> **Source data**:
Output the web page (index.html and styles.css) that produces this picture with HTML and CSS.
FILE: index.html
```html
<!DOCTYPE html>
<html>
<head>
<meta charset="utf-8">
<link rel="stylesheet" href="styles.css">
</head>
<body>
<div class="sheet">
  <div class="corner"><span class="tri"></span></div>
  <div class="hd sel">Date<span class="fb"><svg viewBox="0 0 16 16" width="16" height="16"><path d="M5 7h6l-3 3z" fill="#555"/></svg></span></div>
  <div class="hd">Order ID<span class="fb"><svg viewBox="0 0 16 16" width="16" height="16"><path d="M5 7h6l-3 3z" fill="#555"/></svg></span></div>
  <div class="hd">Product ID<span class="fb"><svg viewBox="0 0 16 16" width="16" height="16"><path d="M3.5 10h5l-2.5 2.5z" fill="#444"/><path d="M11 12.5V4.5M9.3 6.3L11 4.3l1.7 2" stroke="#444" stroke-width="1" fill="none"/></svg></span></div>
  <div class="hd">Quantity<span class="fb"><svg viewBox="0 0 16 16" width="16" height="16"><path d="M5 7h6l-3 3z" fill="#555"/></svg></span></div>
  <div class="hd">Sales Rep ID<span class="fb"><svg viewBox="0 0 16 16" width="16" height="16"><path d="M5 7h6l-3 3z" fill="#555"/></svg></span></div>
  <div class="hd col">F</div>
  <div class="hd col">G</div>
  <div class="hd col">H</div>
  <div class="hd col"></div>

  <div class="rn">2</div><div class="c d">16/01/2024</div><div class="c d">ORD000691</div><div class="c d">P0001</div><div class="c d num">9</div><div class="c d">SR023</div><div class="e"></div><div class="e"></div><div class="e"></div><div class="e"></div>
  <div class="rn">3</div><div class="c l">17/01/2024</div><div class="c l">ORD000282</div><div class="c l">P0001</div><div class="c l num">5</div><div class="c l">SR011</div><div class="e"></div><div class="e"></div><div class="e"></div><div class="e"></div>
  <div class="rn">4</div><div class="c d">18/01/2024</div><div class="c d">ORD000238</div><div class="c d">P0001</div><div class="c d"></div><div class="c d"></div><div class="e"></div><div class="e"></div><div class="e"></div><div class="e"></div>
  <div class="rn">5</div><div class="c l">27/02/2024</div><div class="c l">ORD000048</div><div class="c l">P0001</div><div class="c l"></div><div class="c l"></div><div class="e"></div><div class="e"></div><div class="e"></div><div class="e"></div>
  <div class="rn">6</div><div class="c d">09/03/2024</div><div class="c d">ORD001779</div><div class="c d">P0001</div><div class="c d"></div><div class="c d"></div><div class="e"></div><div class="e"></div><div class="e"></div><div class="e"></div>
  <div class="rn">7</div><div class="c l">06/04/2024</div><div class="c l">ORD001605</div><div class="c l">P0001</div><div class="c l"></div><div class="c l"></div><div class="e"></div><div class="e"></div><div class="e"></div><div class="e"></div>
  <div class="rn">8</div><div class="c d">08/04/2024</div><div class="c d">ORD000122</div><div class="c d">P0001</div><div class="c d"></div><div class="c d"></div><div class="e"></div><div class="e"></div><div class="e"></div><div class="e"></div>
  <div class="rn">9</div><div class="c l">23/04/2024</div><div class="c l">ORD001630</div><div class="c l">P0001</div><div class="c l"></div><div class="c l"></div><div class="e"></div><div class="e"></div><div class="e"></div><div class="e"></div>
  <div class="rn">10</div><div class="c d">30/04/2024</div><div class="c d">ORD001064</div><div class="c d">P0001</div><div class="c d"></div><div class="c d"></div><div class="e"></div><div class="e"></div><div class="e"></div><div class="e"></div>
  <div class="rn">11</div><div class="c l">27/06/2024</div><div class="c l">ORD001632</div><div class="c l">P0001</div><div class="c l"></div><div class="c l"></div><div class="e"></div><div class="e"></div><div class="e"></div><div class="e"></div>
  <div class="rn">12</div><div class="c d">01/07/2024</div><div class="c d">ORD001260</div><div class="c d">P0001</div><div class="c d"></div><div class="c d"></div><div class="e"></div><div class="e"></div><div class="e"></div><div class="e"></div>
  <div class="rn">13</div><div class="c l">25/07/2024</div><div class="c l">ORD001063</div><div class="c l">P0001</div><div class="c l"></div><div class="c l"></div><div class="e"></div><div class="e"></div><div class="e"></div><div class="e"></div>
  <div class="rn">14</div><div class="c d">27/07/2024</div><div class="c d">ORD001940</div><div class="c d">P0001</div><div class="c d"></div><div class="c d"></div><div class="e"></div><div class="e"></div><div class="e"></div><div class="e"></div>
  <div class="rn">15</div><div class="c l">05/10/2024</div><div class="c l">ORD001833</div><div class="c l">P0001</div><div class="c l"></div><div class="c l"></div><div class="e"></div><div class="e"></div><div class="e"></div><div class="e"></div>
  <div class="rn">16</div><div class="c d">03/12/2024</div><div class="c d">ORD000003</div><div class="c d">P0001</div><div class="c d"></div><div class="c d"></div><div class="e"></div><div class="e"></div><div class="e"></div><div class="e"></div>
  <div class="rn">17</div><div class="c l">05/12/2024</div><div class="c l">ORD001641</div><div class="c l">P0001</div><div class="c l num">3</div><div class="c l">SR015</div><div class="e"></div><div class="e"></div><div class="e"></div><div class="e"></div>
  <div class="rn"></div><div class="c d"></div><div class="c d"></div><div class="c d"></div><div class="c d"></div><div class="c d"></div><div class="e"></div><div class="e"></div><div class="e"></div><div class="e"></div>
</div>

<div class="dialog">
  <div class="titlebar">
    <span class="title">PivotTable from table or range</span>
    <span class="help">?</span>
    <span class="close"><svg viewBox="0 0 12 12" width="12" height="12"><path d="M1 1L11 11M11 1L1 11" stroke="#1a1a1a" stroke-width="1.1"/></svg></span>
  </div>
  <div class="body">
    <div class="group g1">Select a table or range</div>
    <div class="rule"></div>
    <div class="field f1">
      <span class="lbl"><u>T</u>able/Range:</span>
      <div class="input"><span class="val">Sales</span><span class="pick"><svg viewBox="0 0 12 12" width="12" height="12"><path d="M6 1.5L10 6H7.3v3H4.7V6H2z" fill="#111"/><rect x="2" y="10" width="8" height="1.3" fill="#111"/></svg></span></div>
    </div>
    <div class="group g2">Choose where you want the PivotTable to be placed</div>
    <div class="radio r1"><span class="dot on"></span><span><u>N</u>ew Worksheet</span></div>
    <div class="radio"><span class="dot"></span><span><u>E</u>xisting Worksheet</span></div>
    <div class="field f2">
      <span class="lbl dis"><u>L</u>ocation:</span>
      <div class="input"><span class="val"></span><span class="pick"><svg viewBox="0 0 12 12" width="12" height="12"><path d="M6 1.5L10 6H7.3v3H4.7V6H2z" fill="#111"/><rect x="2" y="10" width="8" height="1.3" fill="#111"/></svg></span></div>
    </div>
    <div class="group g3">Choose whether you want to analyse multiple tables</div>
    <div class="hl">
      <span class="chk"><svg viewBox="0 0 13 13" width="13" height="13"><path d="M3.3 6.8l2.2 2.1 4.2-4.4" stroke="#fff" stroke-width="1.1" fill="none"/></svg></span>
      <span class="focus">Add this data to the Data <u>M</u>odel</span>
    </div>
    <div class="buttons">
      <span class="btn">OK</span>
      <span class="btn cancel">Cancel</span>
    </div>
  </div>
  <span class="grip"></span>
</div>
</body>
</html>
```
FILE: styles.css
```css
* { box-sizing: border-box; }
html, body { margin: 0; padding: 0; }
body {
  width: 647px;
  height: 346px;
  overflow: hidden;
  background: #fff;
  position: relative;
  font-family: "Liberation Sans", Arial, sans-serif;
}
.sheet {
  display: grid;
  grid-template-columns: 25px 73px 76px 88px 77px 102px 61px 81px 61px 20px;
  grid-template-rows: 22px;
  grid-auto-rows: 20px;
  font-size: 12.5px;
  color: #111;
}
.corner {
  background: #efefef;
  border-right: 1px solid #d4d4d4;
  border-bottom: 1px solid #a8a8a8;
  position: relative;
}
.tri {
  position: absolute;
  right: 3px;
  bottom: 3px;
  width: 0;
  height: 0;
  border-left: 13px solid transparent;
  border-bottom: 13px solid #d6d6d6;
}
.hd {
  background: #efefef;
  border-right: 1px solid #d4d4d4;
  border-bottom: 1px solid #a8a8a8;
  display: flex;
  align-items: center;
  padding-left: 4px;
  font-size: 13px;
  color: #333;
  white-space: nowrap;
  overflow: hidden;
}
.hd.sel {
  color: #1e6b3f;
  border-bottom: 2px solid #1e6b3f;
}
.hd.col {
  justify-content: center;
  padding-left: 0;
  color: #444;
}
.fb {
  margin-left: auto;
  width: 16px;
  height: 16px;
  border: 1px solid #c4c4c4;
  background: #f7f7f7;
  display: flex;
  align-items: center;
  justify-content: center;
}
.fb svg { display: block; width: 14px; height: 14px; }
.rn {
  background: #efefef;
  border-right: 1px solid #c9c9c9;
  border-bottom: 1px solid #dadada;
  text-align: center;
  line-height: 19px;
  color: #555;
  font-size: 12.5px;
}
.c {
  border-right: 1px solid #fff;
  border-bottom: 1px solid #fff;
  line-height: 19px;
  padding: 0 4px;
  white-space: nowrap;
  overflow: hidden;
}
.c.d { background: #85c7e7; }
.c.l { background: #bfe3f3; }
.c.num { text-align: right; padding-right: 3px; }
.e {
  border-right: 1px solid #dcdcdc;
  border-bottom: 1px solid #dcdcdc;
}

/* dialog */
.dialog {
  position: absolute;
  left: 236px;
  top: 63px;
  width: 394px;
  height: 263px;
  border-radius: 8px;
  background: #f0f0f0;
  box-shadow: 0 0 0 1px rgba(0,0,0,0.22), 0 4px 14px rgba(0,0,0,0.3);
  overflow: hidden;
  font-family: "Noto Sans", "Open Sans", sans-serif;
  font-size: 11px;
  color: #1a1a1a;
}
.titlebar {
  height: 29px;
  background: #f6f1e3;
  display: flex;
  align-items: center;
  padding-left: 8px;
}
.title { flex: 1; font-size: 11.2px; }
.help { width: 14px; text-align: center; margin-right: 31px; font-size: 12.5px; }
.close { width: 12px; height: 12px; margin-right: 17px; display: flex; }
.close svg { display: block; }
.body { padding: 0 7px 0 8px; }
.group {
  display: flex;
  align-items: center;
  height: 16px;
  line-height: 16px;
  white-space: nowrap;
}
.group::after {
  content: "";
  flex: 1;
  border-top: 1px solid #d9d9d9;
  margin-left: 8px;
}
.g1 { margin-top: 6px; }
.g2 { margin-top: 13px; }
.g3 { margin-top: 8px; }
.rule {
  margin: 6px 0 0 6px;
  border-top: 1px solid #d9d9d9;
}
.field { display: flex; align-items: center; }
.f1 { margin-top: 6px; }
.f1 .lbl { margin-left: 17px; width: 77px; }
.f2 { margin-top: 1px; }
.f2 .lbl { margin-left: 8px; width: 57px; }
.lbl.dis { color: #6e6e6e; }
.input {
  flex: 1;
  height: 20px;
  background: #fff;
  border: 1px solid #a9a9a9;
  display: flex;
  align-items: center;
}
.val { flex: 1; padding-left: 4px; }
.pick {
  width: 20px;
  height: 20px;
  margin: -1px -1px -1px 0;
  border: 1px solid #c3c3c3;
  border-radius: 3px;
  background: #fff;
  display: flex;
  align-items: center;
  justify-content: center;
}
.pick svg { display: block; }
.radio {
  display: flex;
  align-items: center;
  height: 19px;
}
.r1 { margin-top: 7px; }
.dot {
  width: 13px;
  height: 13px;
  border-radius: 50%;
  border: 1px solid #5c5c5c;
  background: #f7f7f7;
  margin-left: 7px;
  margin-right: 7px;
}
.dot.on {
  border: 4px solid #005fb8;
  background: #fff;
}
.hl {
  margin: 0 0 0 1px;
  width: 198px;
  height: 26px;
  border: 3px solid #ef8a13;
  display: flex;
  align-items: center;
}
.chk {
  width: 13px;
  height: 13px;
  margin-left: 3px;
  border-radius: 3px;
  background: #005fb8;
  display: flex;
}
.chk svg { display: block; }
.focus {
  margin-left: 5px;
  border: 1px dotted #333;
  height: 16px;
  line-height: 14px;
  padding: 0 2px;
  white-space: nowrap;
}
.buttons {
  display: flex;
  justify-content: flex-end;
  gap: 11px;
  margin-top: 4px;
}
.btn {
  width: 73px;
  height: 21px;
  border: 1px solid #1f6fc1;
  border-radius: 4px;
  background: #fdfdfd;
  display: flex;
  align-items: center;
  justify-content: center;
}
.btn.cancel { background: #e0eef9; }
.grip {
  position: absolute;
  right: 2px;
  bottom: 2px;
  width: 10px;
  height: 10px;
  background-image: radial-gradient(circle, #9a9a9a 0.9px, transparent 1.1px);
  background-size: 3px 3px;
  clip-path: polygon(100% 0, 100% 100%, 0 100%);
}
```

> **The task**: Find each line holding the string "index" and copy it out.

> **Task result**:
Output the web page (index.html and styles.css) that produces this picture with HTML and CSS.
FILE: index.html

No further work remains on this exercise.